▼

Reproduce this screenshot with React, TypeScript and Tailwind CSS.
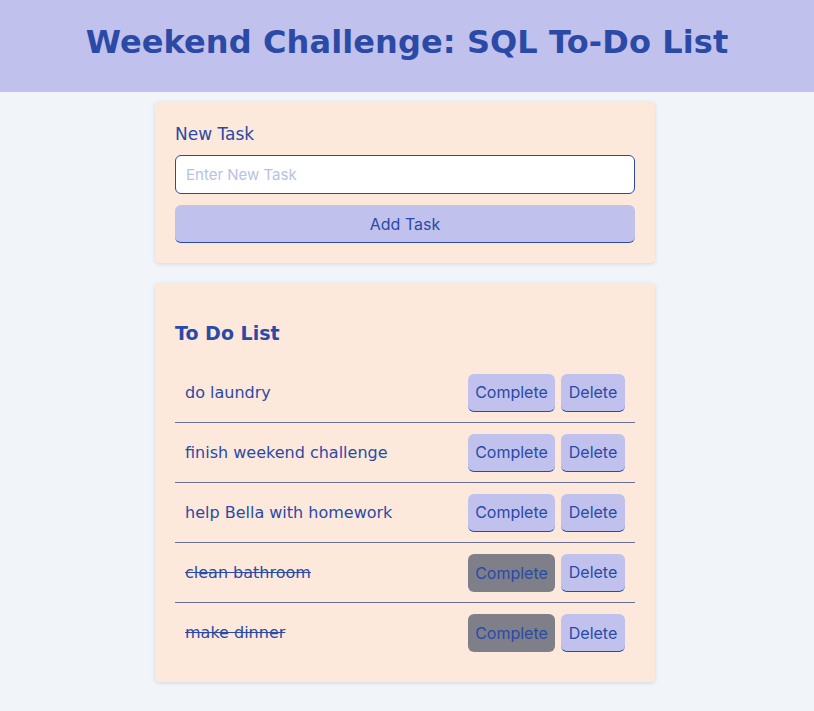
import { useState } from "react";

type Task = { id: number; task: string; done: boolean };

const initial: Task[] = [
  { id: 1, task: "do laundry", done: false },
  { id: 2, task: "finish weekend challenge", done: false },
  { id: 3, task: "help Bella with homework", done: false },
  { id: 4, task: "clean bathroom", done: true },
  { id: 5, task: "make dinner", done: true },
];

export default function App() {
  const [tasks, setTasks] = useState<Task[]>(initial);
  const [text, setText] = useState("");

  const add = () => {
    if (!text.trim()) return;
    setTasks(t => [...t, { id: Date.now(), task: text, done: false }]);
    setText("");
  };

  return (
    <div className="min-h-screen bg-[#f1f4f8] text-[#2b4aa6] font-['DejaVu_Sans',Verdana,sans-serif]">
      {/* Header */}
      <header className="h-[92px] bg-[#c0c1ed] flex items-center justify-center">
        <h1 className="text-[32px] font-bold tracking-[0.1px] pb-2">Weekend Challenge: SQL To-Do List</h1>
      </header>

      <div className="flex justify-center pr-1">
        <main className="w-[500px] pt-[10px] pb-8 flex flex-col gap-5">
          {/* New task form */}
          <section className="bg-[#fce9dc] rounded shadow-[0_1px_4px_rgba(0,0,0,0.12)] px-5 pt-[22px] pb-5">
            <label className="block text-[17px] leading-5 mb-[11px]">New Task</label>
            <input
              value={text}
              onChange={e => setText(e.target.value)}
              placeholder="Enter New Task"
              className="w-full h-[39px] bg-white border border-[#2b4aa6] rounded-md px-[10px] text-[15px] font-['Inter',sans-serif] placeholder-[#b7c2e4] focus:outline-none"
            />
            <button
              onClick={add}
              className="mt-[11px] w-full h-[38px] bg-[#c0c1ed] rounded-md border-b border-[#2b4aa6] text-[16px] font-['Inter',sans-serif]"
            >
              Add Task
            </button>
          </section>

          {/* List */}
          <section className="bg-[#fce9dc] rounded shadow-[0_1px_4px_rgba(0,0,0,0.12)] px-5 pt-[38px] pb-[19px]">
            <h2 className="text-[19px] font-bold leading-6 mb-[18px]">To Do List</h2>
            <ul>
              {tasks.map((t, i) => (
                <li
                  key={t.id}
                  className={`flex items-center justify-between h-[60px] px-[10px] ${i < tasks.length - 1 ? "border-b border-b-[#6a6f94]" : ""}`}
                >
                  <span className={`text-[16px] ${t.done ? "line-through" : ""}`}>{t.task}</span>
                  <div className="flex gap-[6px] font-['Inter',sans-serif] text-[16px]">
                    <button
                      onClick={() => setTasks(ts => ts.map(x => (x.id === t.id ? { ...x, done: true } : x)))}
                      className={`w-[87px] h-[38px] rounded-md ${t.done ? "bg-[#7e7f89]" : "bg-[#c0c1ed] border-b border-b-[#2b4aa6]"}`}
                    >
                      Complete
                    </button>
                    <button
                      onClick={() => setTasks(ts => ts.filter(x => x.id !== t.id))}
                      className="w-[64px] h-[38px] rounded-md bg-[#c0c1ed] border-b border-b-[#2b4aa6]"
                    >
                      Delete
                    </button>
                  </div>
                </li>
              ))}
            </ul>
          </section>
        </main>
      </div>
    </div>
  );
}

▲

Working from the material above, transcribe it exactly while omitting pictures.

- [RESULT]:
Reproduce this screenshot with React, TypeScript and Tailwind CSS.
import { useState } from "react";

type Task = { id: number; task: string; done: boolean };

const initial: Task[] = [
  { id: 1, task: "do laundry", done: false },
  { id: 2, task: "finish weekend challenge", done: false },
  { id: 3, task: "help Bella with homework", done: false },
  { id: 4, task: "clean bathroom", done: true },
  { id: 5, task: "make dinner", done: true },
];

export default function App() {
  const [tasks, setTasks] = useState<Task[]>(initial);
  const [text, setText] = useState("");

  const add = () => {
    if (!text.trim()) return;
    setTasks(t => [...t, { id: Date.now(), task: text, done: false }]);
    setText("");
  };

  return (
    <div className="min-h-screen bg-[#f1f4f8] text-[#2b4aa6] font-['DejaVu_Sans',Verdana,sans-serif]">
      {/* Header */}
      <header className="h-[92px] bg-[#c0c1ed] flex items-center justify-center">
        <h1 className="text-[32px] font-bold tracking-[0.1px] pb-2">Weekend Challenge: SQL To-Do List</h1>
      </header>

      <div className="flex justify-center pr-1">
        <main className="w-[500px] pt-[10px] pb-8 flex flex-col gap-5">
          {/* New task form */}
          <section className="bg-[#fce9dc] rounded shadow-[0_1px_4px_rgba(0,0,0,0.12)] px-5 pt-[22px] pb-5">
            <label className="block text-[17px] leading-5 mb-[11px]">New Task</label>
            <input
              value={text}
              onChange={e => setText(e.target.value)}
              placeholder="Enter New Task"
              className="w-full h-[39px] bg-white border border-[#2b4aa6] rounded-md px-[10px] text-[15px] font-['Inter',sans-serif] placeholder-[#b7c2e4] focus:outline-none"
            />
            <button
              onClick={add}
              className="mt-[11px] w-full h-[38px] bg-[#c0c1ed] rounded-md border-b border-[#2b4aa6] text-[16px] font-['Inter',sans-serif]"
            >
              Add Task
            </button>
          </section>

          {/* List */}
          <section className="bg-[#fce9dc] rounded shadow-[0_1px_4px_rgba(0,0,0,0.12)] px-5 pt-[38px] pb-[19px]">
            <h2 className="text-[19px] font-bold leading-6 mb-[18px]">To Do List</h2>
            <ul>
              {tasks.map((t, i) => (
                <li
                  key={t.id}
                  className={`flex items-center justify-between h-[60px] px-[10px] ${i < tasks.length - 1 ? "border-b border-b-[#6a6f94]" : ""}`}
                >
                  <span className={`text-[16px] ${t.done ? "line-through" : ""}`}>{t.task}</span>
                  <div className="flex gap-[6px] font-['Inter',sans-serif] text-[16px]">
                    <button
                      onClick={() => setTasks(ts => ts.map(x => (x.id === t.id ? { ...x, done: true } : x)))}
                      className={`w-[87px] h-[38px] rounded-md ${t.done ? "bg-[#7e7f89]" : "bg-[#c0c1ed] border-b border-b-[#2b4aa6]"}`}
                    >
                      Complete
                    </button>
                    <button
                      onClick={() => setTasks(ts => ts.filter(x => x.id !== t.id))}
                      className="w-[64px] h-[38px] rounded-md bg-[#c0c1ed] border-b border-b-[#2b4aa6]"
                    >
                      Delete
                    </button>
                  </div>
                </li>
              ))}
            </ul>
          </section>
        </main>
      </div>
    </div>
  );
}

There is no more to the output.